Premier postulat à la lecture de cette "œuvre" : l'auteur ne sait pas ce qu'est le libéralisme. Mais pas du tout. Je renvoie à l'excellente critique de gio, qui critique très bien le livre avec ce biais-là.
Second postulat : Michéa, en plus de raconter n'importe quoi, est vraiment dangereux. Non pas pour le système ou pour le CAPITAL, comme il semble (et ses fans avec lui) le croire avec acharnement. Mais dangereux pour la démocratie ou la liberté, ces notions surfaites de petit-bourgeois. On sent bien tout le long de l'atroce lecture que, boh, une petite dictature, c'est pas trop mal, au final. Mais attention pas la vilaine dictature fasciste, noooon, la dictature ÉCLAIRÉE. Et ça, ça change tout. Puisque, évidemment, Michéa et ses amis sont les seuls à savoir pour les gens ce qui est mieux pour eux. Il le répète suffisamment. Comme c'était à prévoir, il cite à tout va les philosophes les plus proches de cette mouvance de totalitarisme gentil de gauche, c'est à dire Hobbes, Rousseau et Hegel. De l'Etat, encore de l'Etat, toujours de l'Etat. Bref, rien de neuf sous le soleil.
Mais là où Michéa "innove" (si j'ose dire !), c'est qu'en plus d'être contre le libéralisme économique, comme tout gauchiste qui se respecte, il s'oppose également au libéralisme philosophique et culturel. Le duo gagnant, on croirait entendre Soral. D'où, d'ailleurs, sa constante propension à mêler libéraux et libertaires dans le même sac. (Car oui, pour Jean-Claude, Laurence Parisot, Daniel Cohn-Bendit et le Marquis de Sade sont des libéraux. Sade, le proto-fasciste par excellence est un libéral, c'est dire l'indigence du propos) C'est d'ailleurs ce qui me fait détester encore plus l'ouvrage, ce trait anti-libertaire, qui tend à ressortir les énièmes marottes des conservateurs de droite les plus décatis : anti-féminisme (le passage sur le totalitarisme maternel que serait la société libérale est stupéfiant de misogynie et est profondément abject), critique de l'anti-racisme, ... Et surtout, trophée de tout stalinien existant encore et ne s'étouffant pas sous l'indécence et la honte, il critique évidemment tout l'apport des études sur les oppressions, puisque, c'est bien connu, seul le Capital opprime, les autres oppressions sont des micro-oppressions. (Bien sur, le stalinien standard étant un homme-cis blanc hétérosexuel, ce genre de notion lui est complément étrangère) Difficile de sortir indemne de ce ramassis d'horreurs anti-progressistes que ne renierait pas un Soral. (Qui a d'ailleurs rendu un chaleureux hommage à Clouscard, maître à penser de Michéa)
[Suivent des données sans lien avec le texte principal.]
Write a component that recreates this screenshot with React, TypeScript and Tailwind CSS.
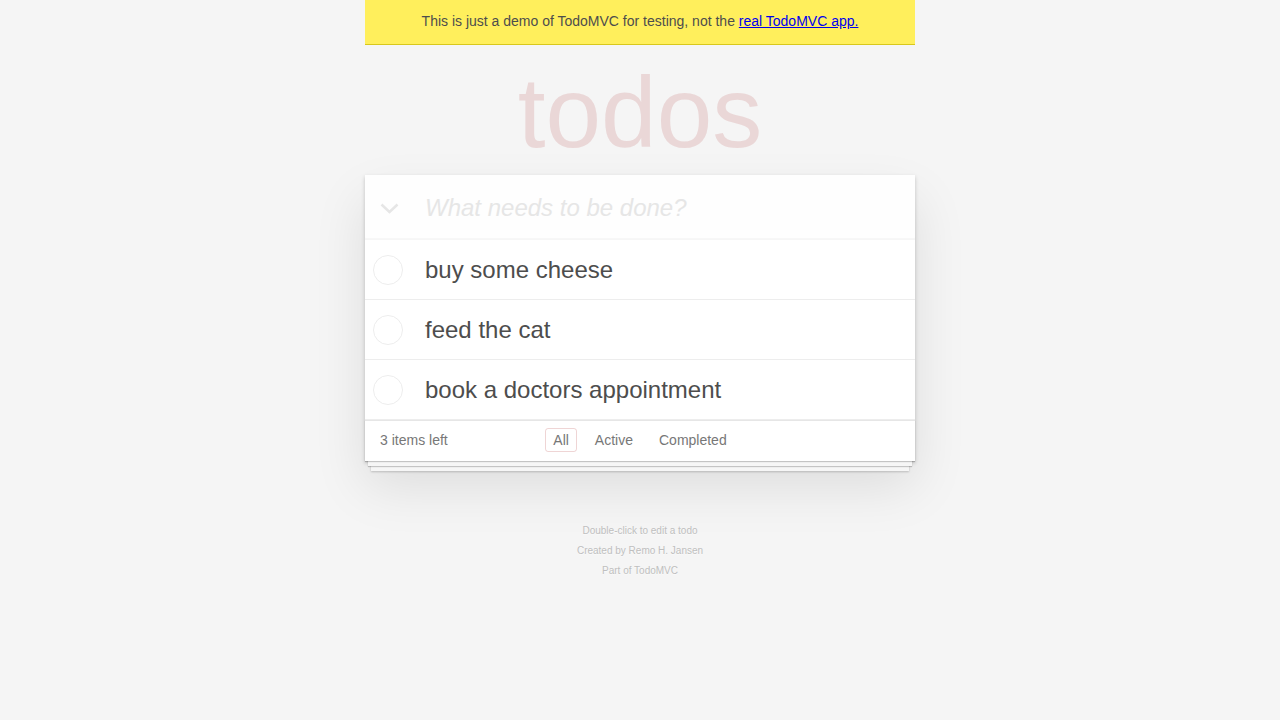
import { useState } from "react";

type Todo = { id: number; title: string; done: boolean };

const initialTodos: Todo[] = [
  { id: 1, title: "buy some cheese", done: false },
  { id: 2, title: "feed the cat", done: false },
  { id: 3, title: "book a doctors appointment", done: false },
];

const filters = ["All", "Active", "Completed"] as const;

function Circle() {
  return (
    <svg width="30" height="30" viewBox="0 0 30 30" className="block">
      <circle cx="15" cy="15" r="14.5" fill="none" stroke="#ededed" strokeWidth="1" />
    </svg>
  );
}

export default function App() {
  const [todos] = useState(initialTodos);
  const [filter, setFilter] = useState<(typeof filters)[number]>("All");
  const left = todos.filter((t) => !t.done).length;

  return (
    <div className="min-h-screen bg-[#f5f5f5] font-['Liberation_Sans',Arial,sans-serif] text-[14px] leading-[19.6px] text-[#4d4d4d]">
      <div className="mx-auto w-[550px]">
        <div className="flex h-[45px] items-center justify-center border-b border-[#d8c81c] bg-[#ffef5c]">
          <span>
            This is just a demo of TodoMVC for testing, not the{" "}
            <a href="#" className="text-[#0000ee] underline">
              real TodoMVC app.
            </a>
          </span>
        </div>

        <header className="h-[130px] pt-[17px]">
          <h1 className="text-center text-[100px] leading-[100px] font-normal text-[rgba(175,47,47,0.15)]">todos</h1>
        </header>

        <section className="bg-white shadow-[0_2px_4px_0_rgba(0,0,0,0.2),0_25px_50px_0_rgba(0,0,0,0.1)]">
          <div className="flex items-center bg-[rgba(0,0,0,0.003)] shadow-[inset_0_-2px_1px_rgba(0,0,0,0.03)]">
            <div className="flex w-[60px] items-center pl-[15px] pt-[2px]">
              <svg width="19" height="11" viewBox="0 0 19 11" className="block">
                <polyline points="1.5,1.5 9.5,9 17.5,1.5" fill="none" stroke="#e6e6e6" strokeWidth="2.5" />
              </svg>
            </div>
            <input
              className="flex-1 bg-transparent py-[16px] pr-[16px] text-[24px] leading-[33px] text-[#4d4d4d] outline-none placeholder:italic placeholder:text-[#e6e6e6]"
              placeholder="What needs to be done?"
            />
          </div>

          <ul>
            {todos.map((todo) => (
              <li key={todo.id} className="flex items-center border-b border-[#ededed]">
                <div className="w-[60px] pl-[8px]">
                  <Circle />
                </div>
                <label className="py-[15px] pr-[15px] text-[24px] leading-[29px] text-[#4d4d4d]">{todo.title}</label>
              </li>
            ))}
          </ul>

          <footer className="grid h-[41px] grid-cols-[1fr_auto_1fr] items-center border-t border-[#e6e6e6] px-[15px] pb-[2px] text-[#777] shadow-[0_1px_1px_rgba(0,0,0,0.2),0_8px_0_-3px_#f6f6f6,0_9px_1px_-3px_rgba(0,0,0,0.2),0_16px_0_-6px_#f6f6f6,0_17px_2px_-6px_rgba(0,0,0,0.2)]">
            <span className="leading-[20px]">{left} items left</span>
            <div className="flex h-[20px] items-center gap-[10px] px-[3px]">
              {filters.map((f) => (
                <button
                  key={f}
                  type="button"
                  onClick={() => setFilter(f)}
                  className={
                    f === filter
                      ? "rounded-[3px] border border-[rgba(175,47,47,0.2)] px-[7px] py-[3px] leading-[16px] text-[#777]"
                      : "rounded-[3px] border border-transparent px-[7px] py-[3px] leading-[16px] text-[#777]"
                  }
                >
                  {f}
                </button>
              ))}
            </div>
            <span />
          </footer>
        </section>

        <div className="mt-[65px] flex flex-col gap-[10px] text-center text-[10px] leading-[10px] text-[#bfbfbf] [text-shadow:0_1px_0_rgba(255,255,255,0.5)]">
          <p>Double-click to edit a todo</p>
          <p>Created by Remo H. Jansen</p>
          <p>Part of TodoMVC</p>
        </div>
      </div>
    </div>
  );
}
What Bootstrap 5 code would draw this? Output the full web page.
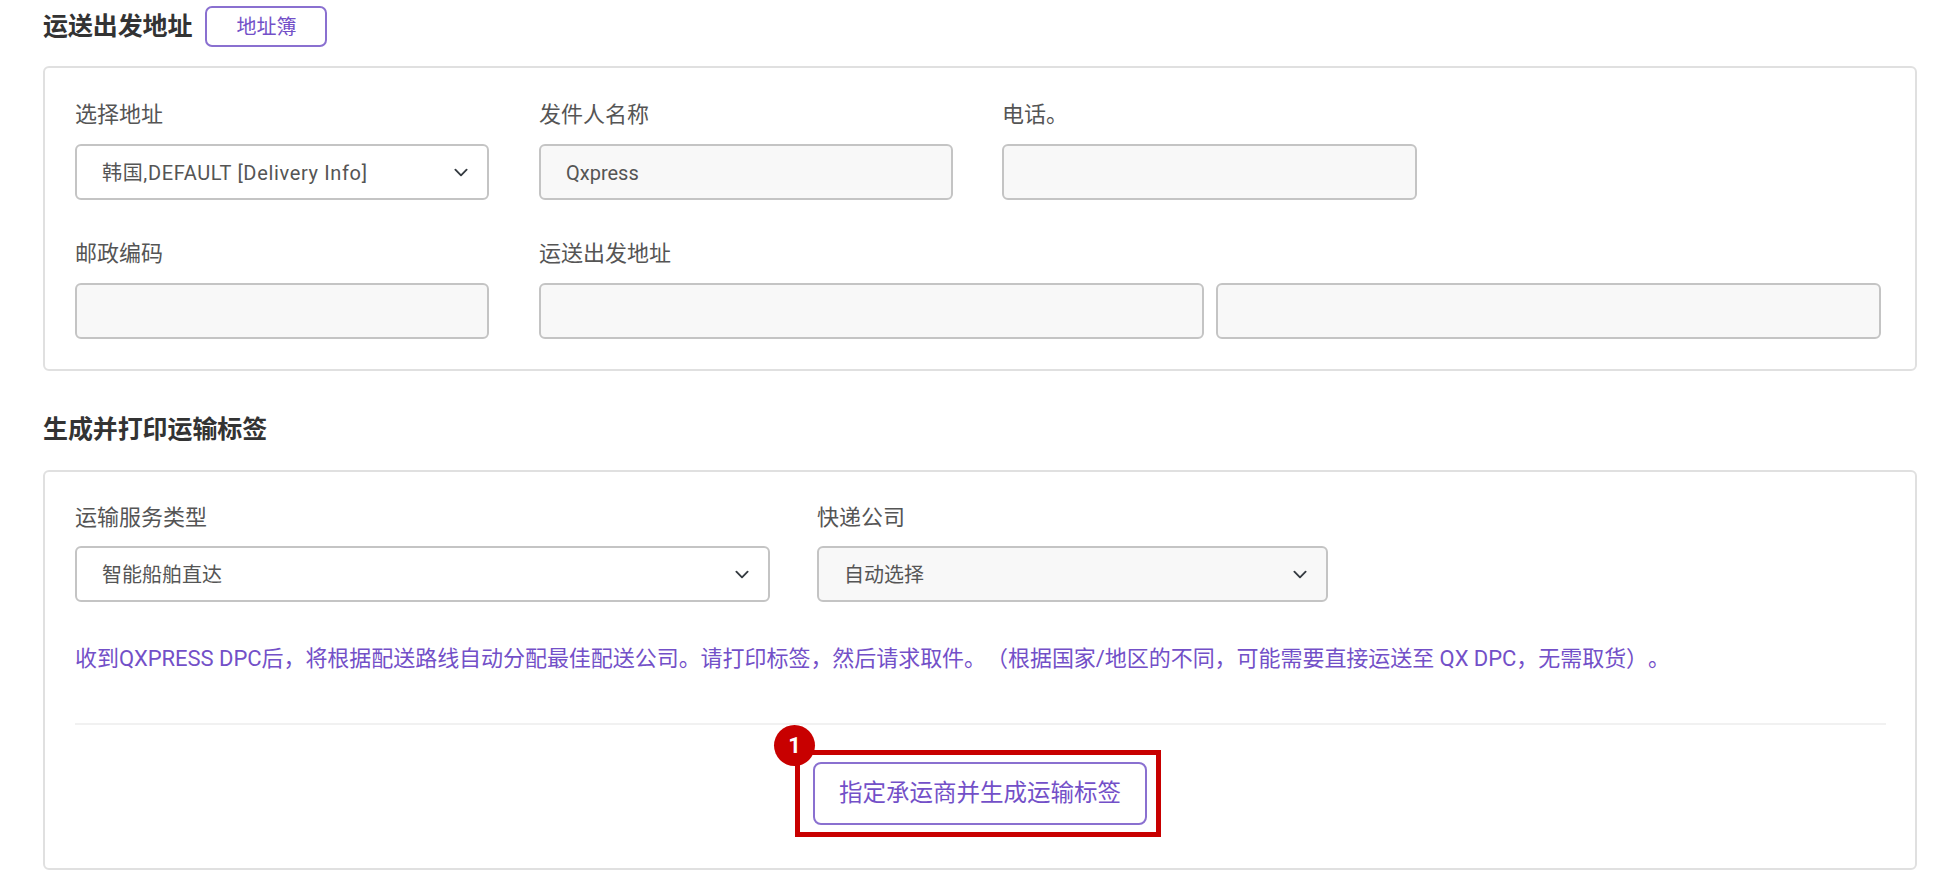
<!DOCTYPE html>
<html lang="zh">
<head>
<meta charset="utf-8">
<title>运送出发地址</title>
<link rel="stylesheet" href="https://cdn.jsdelivr.net/npm/bootstrap@5.3.0/dist/css/bootstrap.min.css">
<style>
html,body{height:871px;overflow:hidden;}
body{background:#fff;color:#555;font-family:Roboto,"Noto Sans CJK SC",sans-serif;padding:6px 21px 0 43px;}
.sec-head{height:41px;gap:13px;margin-bottom:19px;}
.sec-title{font-size:25px;font-weight:700;color:#333;margin:0;line-height:41px;letter-spacing:-.1px;}
.title-two{margin:38px 0 20px;}
.book-btn{width:122px;height:41px;padding:0;font-size:20px;line-height:1;color:#7350c8;border:2px solid #8a70d0;border-radius:7px;background:#fff;}
.panel{border:2px solid #e0e0e0;border-radius:6px;background:#fff;padding:31px 30px 0;}
.panel-one{height:305px;}
.panel-two{height:400px;padding-top:30px;}
.field-label{display:block;font-size:22px;line-height:32px;color:#555;margin:0 0 13px;}
.panel-two .field-label{margin-bottom:12px;}
.field-row{display:flex;}
.field-a{width:414px;margin-right:50px;}
.field-b{width:414px;margin-right:49px;}
.field-c{width:415px;}
.field-d{flex:0 0 auto;width:1342px;}
.field-e{width:695px;margin-right:47px;}
.field-f{width:511px;}
.pair{display:flex;gap:12px;}
.pair .form-control{width:665px;}
.row-gap{margin-top:38px;}
.form-control,.form-select{height:56px;font-size:20px;color:#555;border:2px solid #c4c4c4;border-radius:6px;padding:2px 25px 0;line-height:50px;box-shadow:none;}
.form-control[readonly],.filled{background-color:#f8f8f8;}
.form-select{background-position:right 16px center;background-size:20px 15px;}
.wide-text{letter-spacing:.65px;}
.hint{font-size:22px;line-height:32px;color:#7350c8;margin:41px 0 0;white-space:nowrap;text-spacing-trim:space-all;letter-spacing:-.045px;}
.sep{height:2px;background:#f1f1f1;margin:48px 0 0;width:1811px;}
.action-wrap{position:relative;width:334px;margin:37px auto 0;}
.action-btn{width:334px;height:63px;padding:0;font-size:23.5px;line-height:1;color:#7350c8;border:2px solid #8a70d0;border-radius:8px;background:#fff;}
.mark-box{position:absolute;left:-18px;top:-12px;width:366px;height:87px;border:5px solid #c80000;pointer-events:none;}
.mark-dot{position:absolute;left:-39px;top:-37px;width:41px;height:41px;border-radius:50%;background:#c80000;color:#fff;font-size:22px;font-weight:700;line-height:41px;text-align:center;}
</style>
</head>
<body>
<div class="d-flex align-items-center sec-head">
  <h2 class="sec-title">运送出发地址</h2>
  <button type="button" class="btn book-btn">地址簿</button>
</div>
<div class="panel panel-one">
  <div class="field-row">
    <div class="field-a">
      <label class="field-label">选择地址</label>
      <select class="form-select wide-text"><option>韩国,DEFAULT [Delivery Info]</option></select>
    </div>
    <div class="field-b">
      <label class="field-label">发件人名称</label>
      <input class="form-control" readonly value="Qxpress">
    </div>
    <div class="field-c">
      <label class="field-label">电话。</label>
      <input class="form-control" readonly>
    </div>
  </div>
  <div class="field-row row-gap">
    <div class="field-a">
      <label class="field-label">邮政编码</label>
      <input class="form-control" readonly>
    </div>
    <div class="field-d">
      <label class="field-label">运送出发地址</label>
      <div class="pair">
        <input class="form-control" readonly>
        <input class="form-control" readonly>
      </div>
    </div>
  </div>
</div>
<h2 class="sec-title title-two">生成并打印运输标签</h2>
<div class="panel panel-two">
  <div class="field-row">
    <div class="field-e">
      <label class="field-label">运输服务类型</label>
      <select class="form-select"><option>智能船舶直达</option></select>
    </div>
    <div class="field-f">
      <label class="field-label">快递公司</label>
      <select class="form-select filled"><option>自动选择</option></select>
    </div>
  </div>
  <p class="hint">收到QXPRESS DPC后，将根据配送路线自动分配最佳配送公司。请打印标签，然后请求取件。（根据国家/地区的不同，可能需要直接运送至 QX DPC，无需取货）。</p>
  <div class="sep"></div>
  <div class="action-wrap">
    <button type="button" class="btn action-btn">指定承运商并生成运输标签</button>
    <div class="mark-box"></div>
    <div class="mark-dot">1</div>
  </div>
</div>
</body>
</html>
Pour finir, je tiens à dire un mot du style d'écriture, qui est imbuvable comme pas possible, c'est d'une prétention rarement égalée, pompeux et sur-abusant du name dropping à tout va. Michéa est cultivé et veux que vous le sachiez. Sans comptez son admiration proche de l'adulation d'Orwell, qu'il ressort à toutes les sauces et à qui il fait dire tout et n'importe quoi. Sinon, Jean-Claude, c'est le seul type que je connaisse qui fait des notes à ses notes. Car oui, il consacre des mini-chapitres à ses notes, qui sont elles-mêmes le sujet d'autres notes. C'est stupéfiant. On voudrait rendre la lecture ardue qu'on ne s'y prendrait pas autrement.
C'est donc une brillante réussite : une indigence crasse sur le fond ET sur la forme. Il fallait quand même le faire ! (Et, cerise sur le gâteau, IL CITE POSITIVEMENT STALINE. Si vous n'avez pas compris quel est l'avenir dont ce genre de type rêve, c'est que vous le faites exprès.)